Green Labs is an initiative run through the Penn Sustainability Office that strives to make the labs on Penn’s campus more environmentally friendly. Preston recalls that when they first learned of Green Labs it was “only a website and checklist of things you can do in your lab to make it more sustainable.” Although Green Labs was a part of Penn Sustainability, there were no official staff members dedicated to it. That changed in 2015 when Preston applied for a Green Fund grant to purchase reusable glass petri dishes for their lab. Sensing an opportunity to make an impact with Green Labs, Preston then founded the Green Labs Working Group, which meets quarterly to discuss ways in which researchers can make their labs more sustainable. While Preston highlights that these meetings are particularly useful for lab managers, researchers at all levels are welcome to participate. Green Labs has two main goals: 1. to work with the Penn Sustainability team to push for better campus-wide policies related to lab sustainability and 2. to encourage labs to integrate sustainability into their work.
Beyond turning off lights and lab equipment when they are not needed, Preston shares a few other easy ways in which we can reduce the environmental footprint of our labs. Instead of throwing away plastic bags, film, or packaging that lab materials come in, these plastics can be taken to a Lowe’s recycling center or saved for Penn’s annual ReThink Your Footprint plastic bag take-back. There are even options for styrofoam packaging; vendors such as Sigma-Aldrich and New England Biolabs have mail-back recycling programs, with instructions and prepaid postage included on their styrofoam boxes. Although more impactful practices can be costly in terms of both money and labor, Preston emphasizes that such practices are “absolutely worth it to protect the earth, even a bit.” For example, reusable glassware can be used in place of plastic, and, when feasible, biohazardous plastics can be bleached and cleaned for recycling. Labs can also try to buy biodegradable or recycled materials.
The logo and contact information for Green Labs at Penn.

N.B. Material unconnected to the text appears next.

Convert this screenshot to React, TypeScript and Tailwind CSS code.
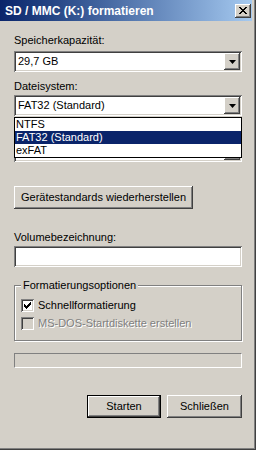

Preston believes that “outreach and bureaucracy are the two biggest challenges facing Green Labs.” The Green Labs Working Group is not able to access campus-wide announcements or send out large-scale email blasts, and paper posters tend to be ineffective at grabbing attention (and cause waste!). Thus, spreading the word about Green Labs and sustainable lab practices is another important way to help bring about change on campus. Preston also notes that bureaucracy has made it difficult to implement relatively simple changes that could have widespread impact. For instance, they have been struggling to obtain and distribute signs that would instruct researchers on what lab materials can be recycled. Part of the issue is that administrators are concerned researchers will not appropriately clean or process lab materials before recycling them. Ultimately, this qualm serves as a reminder that as scientists we need to take more personal responsibility in understanding proper lab safety and sustainable practices. In order to make our labs “greener,” we have to be active and responsible participants.
In both life and lab, Preston urges us to remember the following: Reduce, Reuse, Repair, Repurpose, and Recycle.